From the Daily Progress:
University of Virginia professor emeritus William H. Harbaugh, an avid scholar of Theodore Roosevelt who was instrumental in the restoration of the former president’s Albemarle County retreat, died Thursday. He was 85.
He is remembered by family, friends and colleagues as a thoughtful man whose deeply held liberal convictions and interest in history were forged during his service in World War II, where as a captain in the 62nd AAA Gun Battalion he helped liberate several Nazi slave-labor camps.
“I think the war got him very interested in history and what war was all about and what led to it and how it affected America,” said Alex Sedgwick, a best friend and past dean of the College of Arts & Sciences.
Harbaugh applied for admission to the master’s history program at Columbia University the day after he returned from the war. Despite an undistinguished undergraduate record - he attended the University of Alabama on a baseball scholarship before entering the U.S. Army - the history department chair granted him admission after he showed up in uniform with a Croix de Guerre strapped to his chest. The award recognizes bravery in the face of the enemy.
Harbaugh went on to earn his PhD at Northwestern University in 1954 and spent the next 14 years teaching at the University of Connecticut and Bucknell University before settling at UVa.

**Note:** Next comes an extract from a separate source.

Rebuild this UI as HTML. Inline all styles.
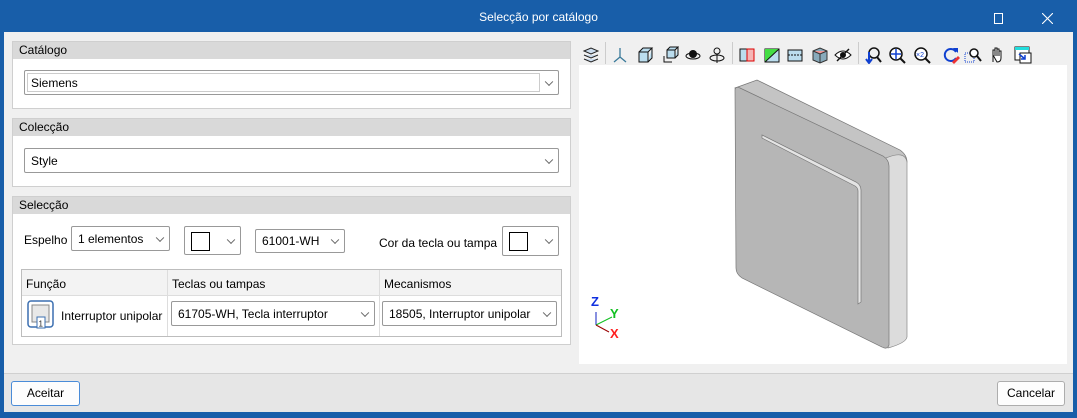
<!DOCTYPE html>
<html><head><meta charset="utf-8"><style>
*{box-sizing:border-box;margin:0;padding:0}
body{width:1077px;height:418px;overflow:hidden;background:#185ea9;font-family:"Liberation Sans",sans-serif;font-size:12px;color:#000;position:relative}
.a{position:absolute}
.title{left:0;top:0;width:1077px;height:32px;color:#fff;text-align:center;line-height:34px;font-size:12px}
.main{left:4px;top:32px;width:1069px;height:341px;background:#f0f0f0}
.bot{left:4px;top:373px;width:1069px;height:39px;background:#e6e6e6;border-top:1px solid #d0d0d0}
.grp{background:#fff;border:1px solid #cfcfcf}
.gh{background:#d9d9d9;height:17px;line-height:17px;padding-left:6px;font-size:12px}
.cb{background:#fff;border:1px solid #999;border-radius:2px}
.cb .t{position:absolute;left:6px;top:0;bottom:0;display:flex;align-items:center}
.ch{position:absolute;right:6px;top:50%;width:6px;height:6px;border-right:1px solid #666;border-bottom:1px solid #666;transform:translateY(-70%) rotate(45deg)}
.sw{position:absolute;left:6px;top:5px;width:19px;height:19px;border:1px solid #000;background:#fff}
.btn{background:#fdfdfd;border:1px solid #adadad;border-radius:3px;text-align:center;line-height:23px}
.ic{top:46px;width:18px;height:18px}
</style></head><body>
<div class="a title">Selecção por catálogo</div>
<div class="a" style="left:994px;top:13px;width:9px;height:11px;border:1px solid #fff"></div>
<svg class="a" style="left:1042px;top:13px" width="11" height="11"><path d="M0 0L11 11M11 0L0 11" stroke="#fff" stroke-width="1.1"/></svg>
<div class="a main"></div>

<div class="a grp" style="left:12px;top:41px;width:559px;height:68px"><div class="gh">Catálogo</div></div>
<div class="a cb" style="left:24px;top:70px;width:535px;height:25px"><div class="a" style="left:2px;top:2px;width:513px;height:19px;border:1px solid #ccc"></div><div class="t">Siemens</div><div class="ch"></div></div>
<div class="a grp" style="left:12px;top:118px;width:559px;height:69px"><div class="gh">Colecção</div></div>
<div class="a cb" style="left:24px;top:148px;width:535px;height:25px"><div class="t">Style</div><div class="ch"></div></div>
<div class="a grp" style="left:12px;top:196px;width:559px;height:149px"><div class="gh">Selecção</div></div>
<div class="a" style="left:24px;top:233px">Espelho</div>
<div class="a cb" style="left:71px;top:226px;width:99px;height:25px"><div class="t">1 elementos</div><div class="ch"></div></div>
<div class="a cb" style="left:184px;top:226px;width:57px;height:29px"><div class="sw"></div><div class="ch"></div></div>
<div class="a cb" style="left:255px;top:229px;width:90px;height:24px"><div class="t">61001-WH</div><div class="ch"></div></div>
<div class="a" style="left:379px;top:236px">Cor da tecla ou tampa</div>
<div class="a cb" style="left:502px;top:226px;width:57px;height:30px"><div class="sw"></div><div class="ch"></div></div>
<div class="a" style="left:21px;top:269px;width:541px;height:68px;border:1px solid #bdbdbd;background:#fff"></div>
<div class="a" style="left:22px;top:270px;width:539px;height:26px;background:#f3f3f3;border-bottom:1px solid #ddd"></div>
<div class="a" style="left:167px;top:270px;width:1px;height:66px;background:#ddd"></div>
<div class="a" style="left:379px;top:270px;width:1px;height:66px;background:#ddd"></div>
<div class="a" style="left:26px;top:277px">Função</div>
<div class="a" style="left:172px;top:277px">Teclas ou tampas</div>
<div class="a" style="left:384px;top:277px">Mecanismos</div>
<svg class="a" style="left:27px;top:300px" width="28" height="30" viewBox="0 0 28 30"><rect x="1" y="1" width="25" height="26" rx="3" fill="#fff" stroke="#3b6fb0" stroke-width="1.5"/><rect x="5" y="5" width="17" height="17" fill="#e8e8e8" stroke="#888"/><rect x="10" y="17" width="8" height="11" fill="#fff" stroke="#3b6fb0"/><text x="11.5" y="26.5" font-size="8" font-family="Liberation Sans" fill="#222">1</text></svg>
<div class="a" style="left:61px;top:309px">Interruptor unipolar</div>
<div class="a cb" style="left:171px;top:301px;width:204px;height:25px"><div class="t">61705-WH, Tecla interruptor</div><div class="ch"></div></div>
<div class="a cb" style="left:382px;top:301px;width:175px;height:25px"><div class="t">18505, Interruptor unipolar</div><div class="ch"></div></div>

<div class="a" style="left:605px;top:42px;width:1px;height:22px;background:#ccc"></div>
<div class="a" style="left:732px;top:42px;width:1px;height:22px;background:#ccc"></div>
<div class="a" style="left:858px;top:42px;width:1px;height:22px;background:#ccc"></div>
<svg class="a ic" style="left:582px" viewBox="0 0 18 18"><path d="M2 5l7-3 7 3-7 3z M2 9l7 3 7-3 M2 13l7 3 7-3" fill="#cde" stroke="#222"/></svg>
<svg class="a ic" style="left:611px" viewBox="0 0 18 18"><path d="M9 2v9 M9 11l-6 5 M9 11l6 5" stroke="#3a7a9a" fill="none" stroke-width="1.3"/></svg>
<svg class="a ic" style="left:636px" viewBox="0 0 18 18"><path d="M3 6h9v10H3z M3 6l4-4h9l-4 4 M12 16l4-4V2" fill="#bde" stroke="#111"/></svg>
<svg class="a ic" style="left:661px" viewBox="0 0 18 18"><path d="M6 4h8v8H6z M6 4l3-3h8l-3 3 M14 12l3-3V1" fill="#bde" stroke="#111"/><path d="M3 10v6h8" fill="none" stroke="#111"/></svg>
<svg class="a ic" style="left:684px" viewBox="0 0 18 18"><circle cx="9" cy="8" r="4" fill="#111"/><ellipse cx="9" cy="10" rx="7" ry="3" fill="none" stroke="#111"/></svg>
<svg class="a ic" style="left:708px" viewBox="0 0 18 18"><circle cx="9" cy="5" r="3" fill="none" stroke="#111"/><path d="M9 8v9" stroke="#111"/><ellipse cx="9" cy="12" rx="7" ry="3" fill="none" stroke="#111"/></svg>
<svg class="a ic" style="left:738px" viewBox="0 0 18 18"><rect x="2" y="3" width="7" height="12" fill="#bde" stroke="#111"/><rect x="9" y="3" width="7" height="12" fill="#f5b5b5" stroke="#d00"/></svg>
<svg class="a ic" style="left:763px" viewBox="0 0 18 18"><rect x="2" y="3" width="14" height="13" fill="#bde" stroke="#111"/><path d="M2 16L16 3V3H2z" fill="#4d4"/><path d="M2 16L16 3" stroke="#111"/></svg>
<svg class="a ic" style="left:786px" viewBox="0 0 18 18"><rect x="2" y="4" width="14" height="11" fill="#bde" stroke="#111"/><path d="M2 9h14" stroke="#111" stroke-dasharray="2 1"/></svg>
<svg class="a ic" style="left:811px" viewBox="0 0 18 18"><path d="M2 5l7-3 7 3v9l-7 3-7-3z" fill="#8ab" stroke="#333"/><path d="M2 5l7 3 7-3" fill="#e99" stroke="#333"/><path d="M9 8v9" stroke="#333"/></svg>
<svg class="a ic" style="left:834px" viewBox="0 0 18 18"><path d="M1 9q8-8 16 0q-8 8-16 0z" fill="#fff" stroke="#111"/><circle cx="9" cy="9" r="3" fill="#111"/><path d="M3 15L15 3" stroke="#111" stroke-width="1.5"/></svg>
<svg class="a ic" style="left:864px" viewBox="0 0 18 18"><circle cx="10" cy="7" r="5" fill="none" stroke="#111" stroke-width="1.5"/><path d="M13 11l4 5" stroke="#111" stroke-width="2"/><path d="M5 6v10M2 13l3 4 3-4" stroke="#1040d0" fill="none" stroke-width="2"/></svg>
<svg class="a ic" style="left:888px" viewBox="0 0 18 18"><circle cx="8" cy="8" r="6" fill="#fff" stroke="#111" stroke-width="1.5"/><path d="M12 12l5 5" stroke="#111" stroke-width="2"/><path d="M8 3v10M3 8h10" stroke="#1040d0" stroke-width="1.5"/></svg>
<svg class="a ic" style="left:913px" viewBox="0 0 18 18"><circle cx="8" cy="8" r="6" fill="#fff" stroke="#111" stroke-width="1.5"/><path d="M12 12l5 5" stroke="#111" stroke-width="2"/><text x="3" y="11" font-size="7" fill="#1040d0" font-family="Liberation Sans">×2</text></svg>
<svg class="a ic" style="left:942px" viewBox="0 0 18 18"><path d="M14 6a6 6 0 1 0 0 6" fill="none" stroke="#1040d0" stroke-width="2"/><path d="M11 2h5v5z" fill="#1040d0"/><path d="M10 16l6-6 2 2-6 6z" fill="#e33"/></svg>
<svg class="a ic" style="left:964px" viewBox="0 0 18 18"><rect x="1" y="7" width="9" height="9" fill="none" stroke="#1040d0" stroke-dasharray="1 1"/><circle cx="10" cy="7" r="4" fill="#fff" stroke="#111" stroke-width="1.5"/><path d="M13 10l4 5" stroke="#111" stroke-width="2"/></svg>
<svg class="a ic" style="left:988px" viewBox="0 0 18 18"><path d="M5 16V7M5 9V4h2v6V2h2v8V3h2v7V5h2v7q0 4-4 4z" fill="#fff" stroke="#111"/></svg>
<svg class="a ic" style="left:1014px" viewBox="0 0 18 18"><rect x="1" y="1" width="14" height="13" fill="#fff" stroke="#111"/><rect x="1" y="1" width="14" height="3" fill="#2dd"/><rect x="6" y="7" width="11" height="10" fill="#fff" stroke="#111"/><path d="M5 8l6 5M11 9v4H7" stroke="#1040d0" fill="none" stroke-width="1.5"/></svg>

<div class="a" style="left:579px;top:65px;width:488px;height:299px;background:#fff"></div>
<svg class="a" style="left:579px;top:65px" width="488" height="299" viewBox="579 65 488 299">
<path d="M735 88 L757 80 L900 150 Q907 155 907 162 L887 160 Z" fill="#c4c4c4" stroke="#777" stroke-width="0.7"/>
<path d="M886 158 Q905 150 907 162 L907 337 Q906 343 888 348 Z" fill="#dcdcdc" stroke="#888" stroke-width="0.7"/>
<path d="M735 90 Q735 86 740 88 L883 156 Q889 160 889 166 L889 345 Q887 350 882 347 L742 278 Q736 274 736 268 Z" fill="#b6b6b6" stroke="#777" stroke-width="0.7"/>
<path d="M762 135 L856 182 Q861 185 861 190 L861 302 L858 304 L858 191 Q858 188 855 186 L762 138 Z" fill="#e4e4e4" stroke="#777" stroke-width="0.7"/>
<path d="M596 312 V325" fill="none" stroke="#1020c0" stroke-width="1"/>
<path d="M596 325 L612 317" stroke="#10c020"/>
<path d="M596 325 L609 332" stroke="#900"/>
<text x="591" y="306" fill="#1030e0" font-size="13" font-weight="bold" font-family="Liberation Sans">Z</text>
<text x="610" y="318" fill="#10c020" font-size="13" font-weight="bold" font-family="Liberation Sans">Y</text>
<text x="610" y="338" fill="#ff2020" font-size="13" font-weight="bold" font-family="Liberation Sans">X</text>
</svg>

<div class="a bot"></div>
<div class="a btn" style="left:11px;top:381px;width:69px;height:25px;border-color:#4a8cd8">Aceitar</div>
<div class="a btn" style="left:997px;top:381px;width:68px;height:25px">Cancelar</div>
</body></html>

An opponent of the Vietnam War, Harbaugh participated in teach-ins across Virginia with Sedgwick.
Despite his strong convictions, Harbaugh was always careful to separate the politics from the person, friend and fellow history professor Bill Abbott said.
“He was remarkably open minded, fair minded and tolerant of all points of view,” he said.
Harbaugh idolized Roosevelt because of his dedication to conservation, his trust-busting and his role in founding the Progressive, or “Bull Moose,” Party after losing the Republican primary in 1912.
Harbaugh’s 1961 work, “Power and Responsibility: The Life and Times of Theodore Roosevelt,” won acclaim after its publication and is still in print today.
“It has been said by people who are his peers that that is the best single-volume biography of Theodore Roosevelt,” said Paula Beazley, president of the Edith and Theodore Roosevelt Pine Knot Foundation. The foundation overseas Pine Knot, Roosevelt’s retreat near Keene.
Harbaugh taught at UVa for more than 20 years before retiring in 1990 as a Langbourne M. Williams professor of American history.
He was especially proud earlier this year when the Theodore Roosevelt Association awarded him the Theodore Roosevelt Distinguished Service Medal, which will be posthumously presented in October, Beazley said.
He is survived by his wife of 50 years, Virginia Wayne Talbot; his three children, Emelyn Hartridge Harbaugh, William Talbot Harbaugh and Henry Richmond Harbaugh; one granddaughter; and four step-grandchildren.
A memorial will be held this fall at Pine Knot. His children have established a memorial Web site at harbaugh.org/whh.